RTen: A High-Performance ONNX Inference Engine for the Rust Ecosystem

RTen is a machine learning runtime designed specifically for the Rust ecosystem. It supports ONNX format models and provides an end-to-end Rust solution, enabling developers to efficiently run models trained with frameworks like PyTorch in Rust applications.

• Original Author/Maintainer: Robert Knight
• Source Platform: GitHub
• Original Title: rten
• Original Link: https://github.com/robertknight/rten
• Release Status: Actively maintained

Machine learning model training and inference have long been dominated by Python. Mainstream frameworks like PyTorch and TensorFlow use Python as their primary interface, making Python the de facto standard language for AI development. However, when models need to be deployed to production environments, some inherent characteristics of Python—such as the overhead of interpreted execution, the limitations of the Global Interpreter Lock (GIL), and the complexity of dependency management—begin to become performance bottlenecks.

Rust, as a systems programming language, is known for its zero-cost abstractions, memory safety, and concurrency performance, and is increasingly used to build high-performance backend services.
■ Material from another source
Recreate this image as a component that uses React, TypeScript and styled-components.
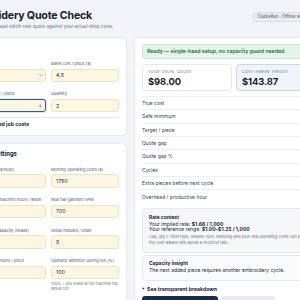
import React from 'react';
import styled, { createGlobalStyle } from 'styled-components';

const GlobalStyle = createGlobalStyle`
  html, body {
    margin: 0;
    padding: 0;
    background: #f3f4f7;
    overflow: hidden;
  }
  body {
    font-family: Inter, "Noto Sans", sans-serif;
    color: #1f2937;
  }
`;

const Page = styled.div`
  padding-top: 9px;
`;

const Shell = styled.div`
  width: 373px;
  margin-left: -30px;
`;

const Header = styled.header`
  display: flex;
  justify-content: space-between;
  align-items: flex-start;
`;

const Title = styled.h1`
  margin: 0 0 0 -4px;
  font-size: 10.6px;
  line-height: 13px;
  font-weight: 700;
  letter-spacing: -0.015em;
  color: #172033;
`;

const Subtitle = styled.p`
  margin: 2px 0 0;
  font-size: 4.6px;
  line-height: 6px;
  color: #667085;
`;

const Badge = styled.span`
  margin-top: 2.7px;
  padding: 1.5px 4px;
  border-radius: 6px;
  background: #e9ecf1;
  border: 0.5px solid #d9dde4;
  font-size: 4.3px;
  line-height: 5px;
  color: #3b4452;
  white-space: nowrap;
`;

const Main = styled.main`
  display: grid;
  grid-template-columns: 157px 1fr;
  gap: 7px;
  margin-top: 7px;
  align-items: start;
`;

const Column = styled.div`
  display: flex;
  flex-direction: column;
  gap: 7px;
`;

const Card = styled.section`
  background: #fff;
  border: 0.5px solid #e5e7eb;
  border-radius: 5px;
  padding: 6px 7px 8px;
`;

const CardHead = styled.div`
  display: flex;
  align-items: center;
  justify-content: space-between;
  margin-bottom: 10px;
`;

const CardTitle = styled.h2`
  margin: 0;
  font-size: 5.8px;
  line-height: 7px;
  font-weight: 700;
  color: #172033;
`;

const Fields = styled.div`
  display: grid;
  grid-template-columns: 1fr 1fr;
  column-gap: 5px;
  row-gap: 9.7px;
`;

const Field = styled.label`
  display: flex;
  flex-direction: column;
  min-width: 0;
`;

const Label = styled.span`
  font-size: 4px;
  line-height: 5px;
  color: #4b5563;
  white-space: nowrap;
  margin-bottom: 2.5px;
`;

const InputBox = styled.div<{ $focus?: boolean }>`
  display: flex;
  align-items: center;
  justify-content: space-between;
  height: 13.3px;
  box-sizing: border-box;
  padding: 0 3.5px 0 4px;
  border-radius: 3px;
  background: #fdf6e2;
  border: ${({ $focus }) => ($focus ? '0.8px solid #3d5a80' : '0.5px solid #ece2c4')};
  box-shadow: ${({ $focus }) => ($focus ? '0 0 0 1px rgba(61, 90, 128, 0.15)' : 'none')};
  font-size: 5.3px;
  color: #1f2937;
`;

const Hint = styled.span`
  margin-top: 1.5px;
  font-size: 3.8px;
  line-height: 5.7px;
  color: #6b7280;
`;

const Divider = styled.hr`
  border: 0;
  border-top: 0.5px solid #e6e8ec;
  margin: 4.5px 0 3px;
`;

const Toggle = styled.div`
  display: flex;
  align-items: center;
  gap: 2px;
  font-size: 5.2px;
  line-height: 6px;
  font-weight: 700;
  color: #172033;
`;

const Banner = styled.div`
  padding: 4px;
  border-radius: 3px;
  background: #e5f3e8;
  border: 0.5px solid #cfe8d5;
  font-size: 5.2px;
  line-height: 5px;
  font-weight: 600;
  color: #1f6b36;
  white-space: nowrap;
`;

const Metrics = styled.div`
  display: grid;
  grid-template-columns: 90px 1fr;
  gap: 4px;
  margin-top: 5px;
`;

const Metric = styled.div<{ $accent?: boolean }>`
  padding: 4px 5px 3.5px;
  border-radius: 4px;
  background: ${({ $accent }) => ($accent ? '#f0f4fa' : '#ffffff')};
  border: ${({ $accent }) => ($accent ? '0.7px solid #cdd6e4' : '0.5px solid #e5e7eb')};
`;

const MetricLabel = styled.div`
  font-size: 3.8px;
  line-height: 5px;
  letter-spacing: 0.08em;
  text-transform: uppercase;
  color: #6b7280;
  margin-bottom: 1.5px;
`;

const MetricValue = styled.div`
  font-size: 9.4px;
  line-height: 11px;
  font-weight: 700;
  letter-spacing: -0.01em;
  color: #172033;
`;

const Rows = styled.div`
  margin-top: 5px;
  border-top: 0.5px solid #eceef1;
`;

const Row = styled.div`
  display: flex;
  align-items: center;
  justify-content: space-between;
  height: 13.33px;
  box-sizing: border-box;
  border-bottom: 0.5px solid #eceef1;
  font-size: 5px;
  color: #374151;

  &:last-child {
    border-bottom: 0;
  }
`;

const RowValue = styled.span`
  font-weight: 600;
  color: #172033;
`;

const InfoBox = styled.div<{ $tint?: boolean }>`
  margin-top: ${({ $tint }) => ($tint ? '4px' : '2.5px')};
  padding: ${({ $tint }) => ($tint ? '5.5px 6px 6.5px' : '4px 6px 7px')};
  border-radius: 4px;
  background: ${({ $tint }) => ($tint ? '#f6f7f9' : '#fafbfc')};
  border: 0.5px solid #e5e7eb;
`;

const InfoTitle = styled.div`
  font-size: 4.9px;
  line-height: 6px;
  font-weight: 700;
  color: #172033;
  margin-bottom: 1.5px;
`;

const InfoLine = styled.div`
  font-size: 5px;
  line-height: 5.5px;
  color: #1f2937;
  white-space: nowrap;

  b {
    font-weight: 700;
  }
`;

const InfoNote = styled.div`
  margin-top: 1.5px;
  font-size: 4px;
  line-height: 5.5px;
  color: #6b7280;
  white-space: nowrap;
`;

const Breakdown = styled(Toggle)`
  margin-top: 4.5px;
`;

const Actions = styled.div`
  display: flex;
  gap: 4px;
  margin-top: 4.5px;
`;

const Button = styled.button<{ $primary?: boolean }>`
  height: 13px;
  padding: 0;
  width: ${({ $primary }) => ($primary ? '76px' : '53px')};
  border-radius: 3px;
  border: 0;
  background: ${({ $primary }) => ($primary ? '#1c2a44' : '#e6ebf3')};
  color: ${({ $primary }) => ($primary ? '#ffffff' : '#1c2a44')};
  font-family: inherit;
  font-size: 5px;
  font-weight: 600;
`;

const Chevron = () => (
  <svg width="3" height="2" viewBox="0 0 6 4" fill="none">
    <path d="M0.8 0.8 L3 3 L5.2 0.8" stroke="#374151" strokeWidth="1" />
  </svg>
);

const Spinner = () => (
  <svg width="2.4" height="4" viewBox="0 0 4 7">
    <path d="M2 0.5 L3.6 2.6 H0.4 Z M2 6.5 L3.6 4.4 H0.4 Z" fill="#374151" />
  </svg>
);

const Caret = () => (
  <svg width="3" height="3" viewBox="0 0 4 4">
    <path d="M0.8 0.4 L3.4 2 L0.8 3.6 Z" fill="#172033" />
  </svg>
);

const rows: [string, string][] = [
  ['True cost', '$71.94'],
  ['Safe minimum', '$107.91'],
  ['Target / piece', '$71.94'],
  ['Quote gap', '−$45.87'],
  ['Quote gap %', '−31.9%'],
  ['Cycles', '2'],
  ['Extra pieces before next cycle', '0'],
  ['Overhead / productive hour', '$12.15'],
];

const shopFields: { label: string; value: string; hint?: string }[] = [
  { label: 'Labor rate ($/hour)', value: '25' },
  { label: 'Monthly operating costs ($)', value: '1750' },
  { label: 'Productive machine hours / week', value: '30' },
  { label: 'Real flat-garment SPM', value: '700' },
  { label: 'Per-cycle capacity (heads)', value: '1' },
  { label: 'Setup minutes / order', value: '5' },
  { label: 'Hooping minutes / piece', value: '2' },
  {
    label: 'Operator attention during run (%)',
    value: '100',
    hint: '100% = you stand at the machine the whole run.',
  },
  { label: 'Backing each ($)', value: '0.25' },
  { label: 'Usual stitch rate ($ / 1,000)', value: '1.25' },
];

export default function App() {
  return (
    <>
      <GlobalStyle />
      <Page>
        <Shell>
          <Header>
            <div>
              <Title>Embroidery Quote Check</Title>
              <Subtitle>Check your usual stitch-rate quote against your actual shop costs.</Subtitle>
            </div>
            <Badge>CodesRun · Offline single-file calculator</Badge>
          </Header>

          <Main>
            <Column>
              <Card>
                <CardHead>
                  <CardTitle>Job</CardTitle>
                </CardHead>
                <Fields>
                  <Field>
                    <Label>Garment</Label>
                    <InputBox>
                      <span>T-shirt</span>
                      <Chevron />
                    </InputBox>
                  </Field>
                  <Field>
                    <Label>Blank cost / piece ($)</Label>
                    <InputBox>4.5</InputBox>
                  </Field>
                  <Field>
                    <Label>Stitch count / piece</Label>
                    <InputBox $focus>
                      <span>8000</span>
                      <Spinner />
                    </InputBox>
                  </Field>
                  <Field>
                    <Label>Quantity</Label>
                    <InputBox>2</InputBox>
                  </Field>
                </Fields>
                <Divider />
                <Toggle>
                  <Caret />
                  Itemized job costs
                </Toggle>
              </Card>

              <Card>
                <CardHead>
                  <CardTitle>Shop settings</CardTitle>
                </CardHead>
                <Fields>
                  {shopFields.map((f) => (
                    <Field key={f.label}>
                      <Label>{f.label}</Label>
                      <InputBox>{f.value}</InputBox>
                      {f.hint && <Hint>{f.hint}</Hint>}
                    </Field>
                  ))}
                </Fields>
              </Card>
            </Column>

            <Card>
              <Banner>Ready — single-head setup, no capacity guard needed.</Banner>
              <Metrics>
                <Metric>
                  <MetricLabel>Your usual quote</MetricLabel>
                  <MetricValue>$98.00</MetricValue>
                </Metric>
                <Metric $accent>
                  <MetricLabel>Cost-aware target</MetricLabel>
                  <MetricValue>$143.87</MetricValue>
                </Metric>
              </Metrics>
              <Rows>
                {rows.map(([label, value]) => (
                  <Row key={label}>
                    <span>{label}</span>
                    <RowValue>{value}</RowValue>
                  </Row>
                ))}
              </Rows>
              <InfoBox $tint>
                <InfoTitle>Rate context</InfoTitle>
                <InfoLine>
                  Your implied rate: <b>$1.66 / 1,000</b>
                </InfoLine>
                <InfoLine>
                  Your reference range: <b>$1.00–$1.25 / 1,000</b>
                </InfoLine>
                <InfoNote>
                  Cap, qty 2: item type, smaller runs, handling and your real operating costs can push
                  <br />
                  the cost-aware rate above a shortcut rate.
                </InfoNote>
              </InfoBox>
              <InfoBox>
                <InfoTitle>Capacity insight</InfoTitle>
                <InfoLine>The next added piece requires another embroidery cycle.</InfoLine>
              </InfoBox>
              <Breakdown>
                <Caret />
                See transparent breakdown
              </Breakdown>
              <Actions>
                <Button $primary>Copy quote summary</Button>
                <Button>Reset</Button>
              </Actions>
            </Card>
          </Main>
        </Shell>
      </Page>
    </>
  );
}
However, the Rust ecosystem has long lacked a mature, easy-to-use machine learning inference solution. Developers often have to call C/C++ libraries via FFI or use WebAssembly to run models in browsers—these solutions either increase complexity or sacrifice performance.

RTen (Rust Tensor Engine) was created to fill this gap. It is not only an ONNX inference engine but also a complete Rust-native machine learning toolchain.

RTen's most notable feature is its "end-to-end Rust" philosophy. The entire project and all its dependencies are written in Rust, which brings several key advantages:

1. Simplified build process: No need to handle complex C/C++ dependencies; Cargo can manage all dependencies
2. Unified toolchain: Use the same language for both model inference and application development
3. Memory safety guarantee: Rust's ownership system eliminates common memory errors
4. Better cross-platform support: Pure Rust code is easier to port to different platforms

RTen's design goal is to provide efficient inference performance while remaining relatively lightweight:

• SIMD optimization: Supports AVX2, AVX-512, Arm Neon, and WebAssembly SIMD instruction sets
• Multi-threaded inference: Uses the number of physical cores (or performance cores) for parallel computing by default
• Quantization support: Supports quantized models with int8 and uint8 weights, and can leverage CPU features like VNNI (x86) and UDOT/i8mm (Arm) for acceleration

RTen strives to be easily compilable and runnable on multiple platforms:

• Native platforms: Linux, macOS, Windows
• Web platform: WebAssembly (supports both SIMD and non-SIMD builds)
• Embedded: Thanks to Rust's cross-platform features, it can be ported to resource-constrained environments

ONNX (Open Neural Network Exchange) is an open deep learning model format designed to enable interoperability between different frameworks. RTen supports most standard ONNX operators, meaning models exported from frameworks like PyTorch and TensorFlow can usually run directly in RTen.

For operators not yet supported, the community can submit requests via GitHub issues, and the project's active maintainers usually respond promptly.

RTen supports two model formats:

1. Standard ONNX format: Directly exported from other frameworks, highly versatile
2. Custom .rten format: A binary format optimized for RTen, with faster loading speeds and support for single-file storage of models of any size

This dual-format strategy balances compatibility and performance, allowing developers to choose the most suitable format based on their scenario.